So if you’re DHL, a major hotel chain or even McDonald’s delivery – and your Customers still call you to place orders – you have to care.

But if you’re in Technical Support or Customer Care, the importance of Abandonment Rate on the overall performance dashboard is secondary at best.

You are invited to read on.

The Best & Primary Metric to Measure the Customer’s Wait Time Experience?

Service Level

Mastery of interval-based Service Level performance is where your control lies.

The process for planning and managing Frontline resources to ensure consistent wait time experiences for Customers is well understood and well documented.

Whether you’re 90/10, 80/30 or 70/160, having the right number of people in the right place at the right time is the objective.

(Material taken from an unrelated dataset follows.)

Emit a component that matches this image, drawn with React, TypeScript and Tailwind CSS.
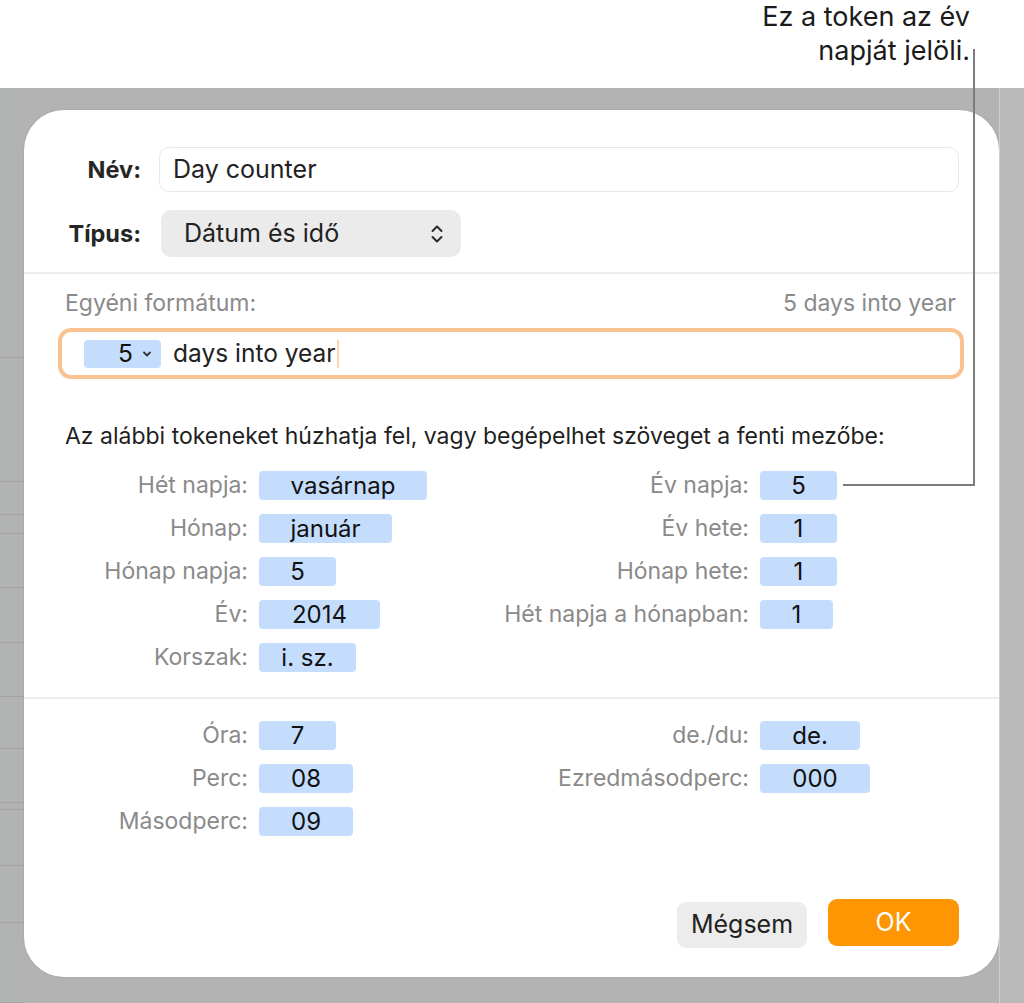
import React from "react";

const font = { fontFamily: "Inter, 'Noto Sans', sans-serif" };

type Row = { label: string; token: string; w: string };

const dateLeft: Row[] = [
  { label: "Hét napja:", token: "vasárnap", w: "w-[168px]" },
  { label: "Hónap:", token: "január", w: "w-[133px]" },
  { label: "Hónap napja:", token: "5", w: "w-[77px]" },
  { label: "Év:", token: "2014", w: "w-[121px]" },
  { label: "Korszak:", token: "i. sz.", w: "w-[97px]" },
];

const dateRight: Row[] = [
  { label: "Év napja:", token: "5", w: "w-[77px]" },
  { label: "Év hete:", token: "1", w: "w-[77px]" },
  { label: "Hónap hete:", token: "1", w: "w-[77px]" },
  { label: "Hét napja a hónapban:", token: "1", w: "w-[73px]" },
];

const timeLeft: Row[] = [
  { label: "Óra:", token: "7", w: "w-[77px]" },
  { label: "Perc:", token: "08", w: "w-[94px]" },
  { label: "Másodperc:", token: "09", w: "w-[94px]" },
];

const timeRight: Row[] = [
  { label: "de./du:", token: "de.", w: "w-[100px]" },
  { label: "Ezredmásodperc:", token: "000", w: "w-[110px]" },
];

// background row lines in the left strip
const stripRows = [270, 124, 33, 19, 54, 55, 54, 52, 54, 7, 56, 57, 80];

function TokenRow({ row, labelW }: { row: Row; labelW: string }) {
  return (
    <div className="flex h-[29px] items-center">
      <div className={`${labelW} shrink-0 whitespace-nowrap text-right text-[23px] leading-[29px] text-[#8a8a8a]`}>
        {row.label}
      </div>
      <div
        className={`ml-[11px] flex h-[29px] ${row.w} items-center justify-center rounded-[4px] bg-[#c4ddfc] text-[24px] leading-[29px] text-[#111]`}
      >
        {row.token}
      </div>
    </div>
  );
}

function TokenColumns({ left, right }: { left: Row[]; right: Row[] }) {
  return (
    <div className="flex">
      <div className="flex w-[480px] flex-col gap-[14px]">
        {left.map((r) => (
          <TokenRow key={r.label} row={r} labelW="w-[224px]" />
        ))}
      </div>
      <div className="flex flex-col gap-[14px]">
        {right.map((r) => (
          <TokenRow key={r.label} row={r} labelW="w-[245px]" />
        ))}
      </div>
    </div>
  );
}

function UpDown() {
  return (
    <svg width="14" height="22" viewBox="0 0 14 22" fill="none" stroke="#2a2a2a" strokeWidth="2" strokeLinecap="round" strokeLinejoin="round">
      <path d="M2.5 8 7 3.5 11.5 8" />
      <path d="M2.5 14 7 18.5 11.5 14" />
    </svg>
  );
}

function SmallDown() {
  return (
    <svg width="10" height="8" viewBox="0 0 10 8" fill="none" stroke="#333" strokeWidth="1.8" strokeLinecap="round" strokeLinejoin="round">
      <path d="M2 2.5 5 5.5 8 2.5" />
    </svg>
  );
}

export default function App() {
  return (
    <div className="relative flex h-[1003px] w-[1024px] flex-col overflow-hidden bg-white" style={font}>
      {/* callout */}
      <div className="flex h-[88px] shrink-0 justify-end pr-[54px]">
        <div className="text-right text-[27px] leading-[34px] text-[#1b1b1b]">
          <div>Ez a token az év</div>
          <div>napját jelöli.</div>
        </div>
      </div>

      {/* background + dialog */}
      <div className="flex flex-1 bg-[#b3b3b3]">
        <div className="flex w-[24px] flex-col bg-[#b1b2b2]">
          {stripRows.map((h, i) => (
            <div key={i} className="border-b border-[#a3a3a3]" style={{ height: h }} />
          ))}
        </div>

        <div className="mt-[22px] flex h-[867px] w-[975px] flex-col rounded-[40px] bg-white shadow-[0_0_2px_rgba(0,0,0,0.15)]">
          {/* name */}
          <div className="mt-[37px] flex h-[45px] items-center">
            <div className="w-[117px] text-right text-[23.5px] font-bold text-[#262626]">Név:</div>
            <div className="ml-[18px] flex h-[45px] w-[800px] items-center rounded-[10px] border border-[#e8e8e8] pl-[13px] text-[25px] text-[#222]">
              Day counter
            </div>
          </div>

          {/* type */}
          <div className="mt-[18px] flex h-[47px] items-center">
            <div className="w-[117px] text-right text-[23.5px] font-bold text-[#262626]">Típus:</div>
            <div className="ml-[20px] flex h-[47px] w-[300px] items-center justify-between rounded-[10px] bg-[#ebebeb] pl-[23px] pr-[17px] text-[25px] text-[#222]">
              <span>Dátum és idő</span>
              <UpDown />
            </div>
          </div>

          <div className="mt-[15px] h-[2px] bg-[#ececec]" />

          {/* format */}
          <div className="mt-[15px] flex h-[28px] items-center justify-between pl-[41px] pr-[43px] text-[23px] leading-[28px] text-[#8a8a8a]">
            <span>Egyéni formátum:</span>
            <span>5 days into year</span>
          </div>

          <div className="ml-[34px] mt-[11px] flex h-[51px] w-[906px] items-center rounded-[13px] border-[4px] border-[#f8c291] pl-[22px]">
            <div className="flex h-[28px] w-[77px] items-center justify-end gap-[9px] rounded-[4px] bg-[#c4ddfc] pr-[9px] text-[24.5px] text-[#111]">
              <span>5</span>
              <SmallDown />
            </div>
            <span className="ml-[12px] text-[24.5px] text-[#222]">days into year</span>
            <span className="ml-[1px] h-[28px] w-[2px] bg-[#fbd3ad]" />
          </div>

          <div className="mt-[43px] h-[28px] whitespace-nowrap pl-[41px] text-[23px] leading-[28px] text-[#1f1f1f]">
            Az alábbi tokeneket húzhatja fel, vagy begépelhet szöveget a fenti mezőbe:
          </div>

          <div className="mt-[21px]">
            <TokenColumns left={dateLeft} right={dateRight} />
          </div>

          <div className="mt-[25px] h-[2px] bg-[#ececec]" />

          <div className="mt-[22px]">
            <TokenColumns left={timeLeft} right={timeRight} />
          </div>

          {/* buttons */}
          <div className="mt-auto mb-[29px] flex items-end justify-end gap-[21px] pr-[40px]">
            <button className="flex h-[46px] w-[130px] items-center justify-center rounded-[9px] bg-[#ececec] text-[25px] text-[#222]">
              Mégsem
            </button>
            <button className="mb-[2px] flex h-[47px] w-[131px] items-center justify-center rounded-[9px] bg-[#fe9503] text-[25px] text-white">
              OK
            </button>
          </div>
        </div>

        <div className="flex-1 border-l border-[#cfcfcf] bg-[#bababa]" />
      </div>

      {/* leader line from callout to token */}
      <div className="absolute left-[973px] top-[49px] h-[437px] w-[2px] bg-[#7d7d7d]" />
      <div className="absolute left-[843px] top-[484px] h-[2px] w-[132px] bg-[#7d7d7d]" />
    </div>
  );
}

That’s how organizations plan for and manage labor cost as well as deliver a consistent Customer experience for wait time.

Intervals Matter

Most mid to larger Centres plan, staff and manage down to hourly, half-hourly and even 15 minute intervals.

If the Service Level goes down during any interval – let’s say from 10:00–10:30 in the example shown here – the Customer wait time during that interval increases.

And as Customer wait time increases – that’s likely to have an impact on the Abandonment Rate for that interval.

Makes sense doesn’t it.

If I don’t perform to my Service Level objectives then my Customer Wait time goes up, and my Abandonment Rate will likely go up too.

In this situation, you don’t have an Abandonment Rate issue – you have a Service Level issue.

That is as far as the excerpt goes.